The evils of this union of Church and State are much more apparent in all Papal countries, where the Pope is the universal sovereign, to whom kings and emperors render a servile homage, and where millions of ignorant and degraded subjects are utter strangers to personal and political freedom. The Pope appears as the embodied reality of that prophetic delineation of the "Man of Sin," which is given by the apostle, when he says, "He opposeth and exalteth himself above all that is called God, or that is worshipped, so that he, as God, sitteth in the temple of God, showing himself that he is God." He sits as an arbiter over the human conscience, the infallible judge of right and wrong, and from his decision there is no appeal. The church, under his jurisdiction, is alike infallible, and her dogmas and decisions ultimate and binding. And though she may teach the most. strange and unscriptural doctrines-that the Virgin Mary, instead of Jesus, is "a mediator between God and men."-that the humble confession of a penitent to God, like that of the Publican, is unavailing, unless breathed first privately into the ears of a Romish priest, that the dead are not only subjects of prayer, but that they can be so deified by canonization, as to be objects of prayer, that the probability of a man's escape from purgatory depends upon the amount of money which his friends are willing to pay for masses to be said in Latin for his soul, and that the eternal and immutable law of God, which sweeps over a universe

and an eternity, the embodied transcript of Divine purity and glory, is so accommodating, that it can be safely set aside, if the Pope sees fit to grant, as he has often granted, a plenary indulgence to sin, these doctrines are taught by the church, and having all the enginery of the state at her disposal, her arguments are often the agonies of the dungeon, or the flames of martyrdom. She stoutly denies the right to question her infallibility. Whenever her errors of doctrine, or corruptions in practice, have been exposed, she has silenced their arguments by brute force. When they brought to light the scandalous immoralities of her clergy, she punished them, as slanderers, with the sword. When they sought permission to live and act according to the Word of God, she handed them over to the tender mercies of the inquisition. We cannot forget that it was the church of Rome which slaughtered the Waldenses, the Albigenses, and other Christians, before the Reformation, and the Huguenots of France, and the Scottish and Irish Protestants since. Inspired prophecy describes her as the "woman drunken with the blood of saints," as "the mystery of iniquity;" and the history of her cruelties fully justifies the prophetic declaration.
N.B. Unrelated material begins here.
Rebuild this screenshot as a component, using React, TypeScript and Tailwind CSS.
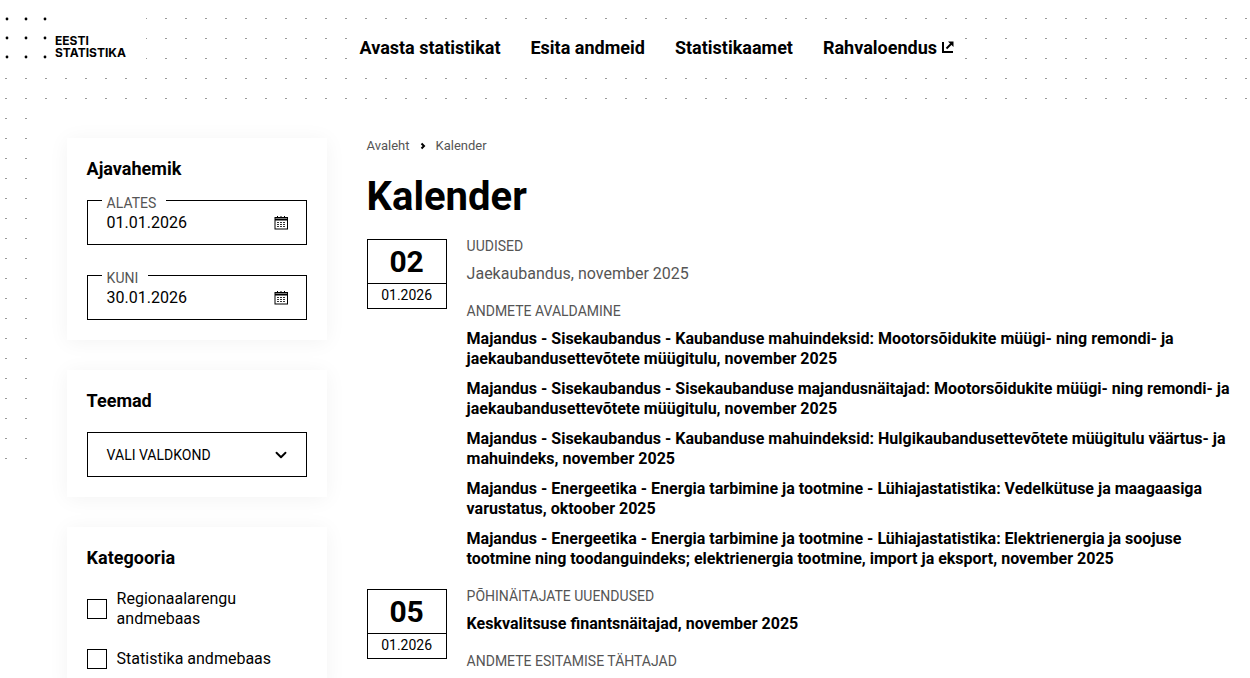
import { ChevronDown } from 'lucide-react';

const events = [
  {
    day: '02',
    groups: [
      { label: 'UUDISED', muted: true, items: ['Jaekaubandus, november 2025'] },
      {
        label: 'ANDMETE AVALDAMINE',
        items: [
          'Majandus - Sisekaubandus - Kaubanduse mahuindeksid: Mootorsõidukite müügi- ning remondi- ja jaekaubandusettevõtete müügitulu, november 2025',
          'Majandus - Sisekaubandus - Sisekaubanduse majandusnäitajad: Mootorsõidukite müügi- ning remondi- ja jaekaubandusettevõtete müügitulu, november 2025',
          'Majandus - Sisekaubandus - Kaubanduse mahuindeksid: Hulgikaubandusettevõtete müügitulu väärtus- ja mahuindeks, november 2025',
          'Majandus - Energeetika - Energia tarbimine ja tootmine - Lühiajastatistika: Vedelkütuse ja maagaasiga varustatus, oktoober 2025',
          'Majandus - Energeetika - Energia tarbimine ja tootmine - Lühiajastatistika: Elektrienergia ja soojuse tootmine ning toodanguindeks; elektrienergia tootmine, import ja eksport, november 2025',
        ],
      },
    ],
  },
  {
    day: '05',
    groups: [
      { label: 'PÕHINÄITAJATE UUENDUSED', items: ['Keskvalitsuse finantsnäitajad, november 2025'] },
      { label: 'ANDMETE ESITAMISE TÄHTAJAD', items: [] },
    ],
  },
];

function Dots() {
  return (
    <svg className="absolute left-0 top-0" width="1250" height="678">
      <defs>
        <pattern id="dots" width="20" height="20" patternUnits="userSpaceOnUse">
          <rect x="5" y="18" width="2" height="1" fill="#999" />
        </pattern>
      </defs>
      <path d="M140 8H1250V108H40V470H0V68H140Z" fill="url(#dots)" />
    </svg>
  );
}

function Logo() {
  const pos = [7, 26, 45];
  return (
    <a className="flex items-start w-[146px] h-[68px] bg-white">
      <svg className="shrink-0 mt-[8px]" width="50" height="60">
        {pos.map((x) =>
          [11, 30, 49].map((y) => <circle key={`${x}-${y}`} cx={x} cy={y} r="1.4" fill="#000" />),
        )}
      </svg>
      <span className="ml-[5px] mt-[35px] text-[12px] leading-[12px] font-bold text-black font-['Inter',sans-serif]">
        EESTI
        <br />
        STATISTIKA
      </span>
    </a>
  );
}

function CalendarIcon() {
  return (
    <svg width="14" height="14" viewBox="0 0 14 14" fill="none" className="shrink-0">
      <rect x="1" y="1.500" width="12.500" height="11.500" stroke="#000" />
      <path d="M1 3.500h13" stroke="#000" strokeWidth="2" />
      <path d="M3.500 0v2M7 0v2M10.500 0v2" stroke="#000" />
      <path d="M3 6.500h2M6 6.500h2M9 6.500h2M3 8.500h2M6 8.500h2M9 8.500h2M3 10.500h2M6 10.500h2M9 10.500h2" stroke="#333" />
    </svg>
  );
}

function DateField({ label, value }: { label: string; value: string }) {
  return (
    <fieldset className="border border-black h-[54px] pl-[19px] pr-[18px] -mt-[9px]">
      <legend className="ml-[-5px] pl-[5px] pr-[10px] pt-[5px] text-[14px] leading-[14px] text-[#555]">{label}</legend>
      <div className="flex items-center justify-between h-[24px] mt-[1px] text-[16px] text-black">
        <span>{value}</span>
        <CalendarIcon />
      </div>
    </fieldset>
  );
}

function Card({ title, children }: { title: string; children: React.ReactNode }) {
  return (
    <section className="bg-white p-[20px] shadow-[0_2px_20px_rgba(0,0,0,0.05)]">
      <h2 className="text-[18px] leading-[22px] font-bold text-black">{title}</h2>
      {children}
    </section>
  );
}

function Sidebar() {
  return (
    <aside className="w-[260px] shrink-0 flex flex-col gap-[30px]">
      <Card title="Ajavahemik">
        <div className="flex flex-col gap-[30px] mt-[20px]">
          <DateField label="ALATES" value="01.01.2026" />
          <DateField label="KUNI" value="30.01.2026" />
        </div>
      </Card>
      <Card title="Teemad">
        <div className="mt-[20px] h-[45px] border border-black flex items-center justify-between pl-[19px] pr-[16px] text-[14px] text-black">
          <span className="mt-[2px]">VALI VALDKOND</span>
          <ChevronDown size={18} strokeWidth={2.5} />
        </div>
      </Card>
      <Card title="Kategooria">
        <div className="mt-[20px] flex flex-col gap-[20px] text-[16px] leading-[20px] text-black">
          <label className="flex items-center gap-[10px]">
            <span className="w-[20px] h-[20px] border border-black shrink-0" />
            <span>
              Regionaalarengu
              <br />
              andmebaas
            </span>
          </label>
          <label className="flex items-center gap-[10px]">
            <span className="w-[20px] h-[20px] border border-black shrink-0" />
            Statistika andmebaas
          </label>
        </div>
      </Card>
    </aside>
  );
}

export default function App() {
  return (
    <div className="relative w-[1250px] h-[678px] overflow-hidden bg-white font-['Roboto',sans-serif]">
      <Dots />
      <div className="relative">
        <header className="flex items-start h-[138px]">
          <Logo />
          <nav className="flex items-center gap-[30px] ml-[203.5px] mt-[27px] h-[40px] px-[10px] bg-white text-[18px] font-bold text-black">
            <a>Avasta statistikat</a>
            <a>Esita andmeid</a>
            <a>Statistikaamet</a>
            <a className="flex items-center gap-[5px]">
              Rahvaloendus
              <svg width="12" height="12" viewBox="0 0 12 12" fill="none" stroke="#000" strokeWidth="2">
                <path d="M1 1v10h10" />
                <path d="M4.500 7.500L9.500 2.500" />
                <path d="M6 .5h5.500V6z" fill="#000" stroke="none" />
              </svg>
            </a>
          </nav>
        </header>
        <main className="flex gap-[40px] pl-[66.6px] pr-[20px]">
          <Sidebar />
          <div className="flex-1 min-w-0 pt-[1px]">
            <nav className="flex items-center h-[14px] text-[13px] leading-[14px] text-[#555]">
              Avaleht
              <svg className="mx-[10px]" width="6" height="8" viewBox="0 0 6 8" fill="none" stroke="#000" strokeWidth="2">
                <path d="M1.500 1.500L4 4 1.500 6.500" />
              </svg>
              Kalender
            </nav>
            <h1 className="mt-[20px] mb-[18px] text-[40px] leading-[48px] font-bold text-black">Kalender</h1>
            {events.map((ev) => (
              <div key={ev.day} className="flex gap-[20px] mb-[20px]">
                <div className="w-[80px] h-[70px] shrink-0 border border-black text-center text-black">
                  <div className="h-[44px] border-b border-black text-[30px] leading-[43px] font-bold">{ev.day}</div>
                  <div className="text-[14px] leading-[23px]">01.2026</div>
                </div>
                <div className="flex-1 min-w-0 flex flex-col gap-[20px]">
                  {ev.groups.map((g) => (
                    <div key={g.label}>
                      <div className="text-[14px] leading-[14px] text-[#555]">{g.label}</div>
                      <div className="mt-[11px] flex flex-col gap-[10px] text-[16px] leading-[20px]">
                        {g.items.map((t) => (
                          <a key={t} className={g.muted ? 'text-[#555]' : 'font-bold text-black'}>
                            {t}
                          </a>
                        ))}
                      </div>
                    </div>
                  ))}
                </div>
              </div>
            ))}
          </div>
        </main>
      </div>
    </div>
  );
}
This union of Church and State is both corrupting and persecuting-it corrupts the state and it corrupts the church-it corrupts the subjects and functionaries of both-it forms a union of tyrannies-a conspiracy of popes and kings to enslave a race; the former determining what is true by authority, the latter coercing assent, and both robbing human nature of its dearest rights. If any struggle for liberty, they are met by the spear of kings and the thunders of the Vatican. This is the double iron yoke, under which mankind have groaned for centuries.
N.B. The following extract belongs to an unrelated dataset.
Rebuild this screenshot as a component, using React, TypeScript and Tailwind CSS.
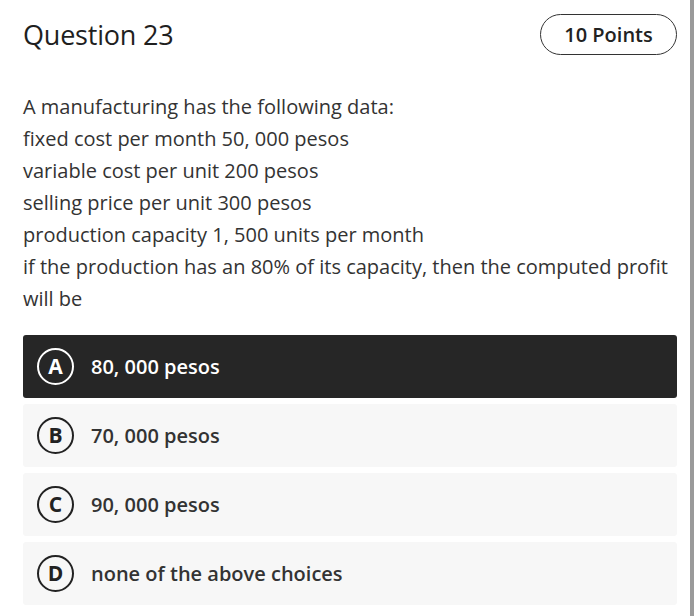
import React from 'react'

const lines = [
  'A manufacturing has the following data:',
  'fixed cost per month 50, 000 pesos',
  'variable cost per unit 200 pesos',
  'selling price per unit 300 pesos',
  'production capacity 1, 500 units per month',
  'if the production has an 80% of its capacity, then the computed profit will be',
]

const choices = [
  { key: 'A', label: '80, 000 pesos', selected: true },
  { key: 'B', label: '70, 000 pesos' },
  { key: 'C', label: '90, 000 pesos' },
  { key: 'D', label: 'none of the above choices' },
]

export default function App() {
  return (
    <div className="w-[700px] h-[616px] bg-white overflow-hidden flex" style={{ fontFamily: '"Open Sans", sans-serif' }}>
      <div className="w-[690px] h-full pl-[23px] pr-[13px]">
        {/* Header */}
        <div className="flex items-center justify-between pt-[14px] h-[55px]">
          <div className="text-[27px] leading-none font-medium text-[#1f1f1f] tracking-[-0.2px]">Question 23</div>
          <div className="h-[41px] w-[137px] rounded-full border-[1.5px] border-[#333] flex items-center justify-center text-[20px] font-semibold text-[#222]">
            10 Points
          </div>
        </div>

        {/* Question body */}
        <div className="mt-[36px] text-[20px] leading-[32px] text-[#333]">
          {lines.map(l => <div key={l}>{l}</div>)}
        </div>

        {/* Choices */}
        <div className="mt-[20px] flex flex-col gap-[6px]">
          {choices.map(c => (
            <div key={c.key}
              className={c.selected
                ? 'h-[63px] rounded-[3px] bg-[#262626] flex items-center pl-[14px] gap-[17px]'
                : 'h-[63px] rounded-[3px] bg-[#f7f7f7] flex items-center pl-[14px] gap-[17px]'}>
              <div className={c.selected
                ? 'w-[37px] h-[37px] rounded-full border-[2.5px] border-white text-white flex items-center justify-center text-[21px] font-bold'
                : 'w-[37px] h-[37px] rounded-full border-[2.5px] border-[#222] text-[#222] flex items-center justify-center text-[21px] font-bold'}>
                {c.key}
              </div>
              <span className={c.selected ? 'text-[20px] font-semibold text-white' : 'text-[20px] font-semibold text-[#333]'}>
                {c.label}
              </span>
            </div>
          ))}
        </div>
      </div>
      <div className="w-[4px] h-full bg-[#9a9a9a]" />
    </div>
  )
}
Happily, in this country, it has no reality. In the very infancy of our existence the Protestant principle took deep root in this wild soil. The tree once planted, was watered with prayers, with the tears of hearts made desolate by violence and oppression, with the blood of martyrs freely shed in resisting tyranny. Our forefathers, the framers of this government, instructed by the terrible lessons of the past, fully conceived the idea of a church not dependent on the state, whose internal economy might be left to herself, whose progress is in proportion to the power of truth and the grace of God in converting sinners. No one sect is preferred above another, for none are known, as such, in the government, the influences of moral causes arbitrating their destiny. The immense blessing consequent, it is hardly possible to appreciate, or for it to be sufficiently thankful. Think of an exemption. from the great evils incident to a union of church and state. Think of the style of character which an independent church must necessarily beget or sink into decay. Having no adventitious and false life, she must live in herself, by faith alone, or perish. She has no lordly revenues, no gorgeous ritual, no pomp of external service with which to encourage the hopes or foster the pride of worldly men. She has no civil powers to abuse, no bribes to

receive or to extend. She can affect the state only as she affects individuals, by the light of her piety and the power of truth. An educated and devoted ministry-a good character, sound doctrine, and the promise of the Spirit, are her only patrimony. "The weapons of her warfare are not carnal, but mighty to the pulling down of strong holds."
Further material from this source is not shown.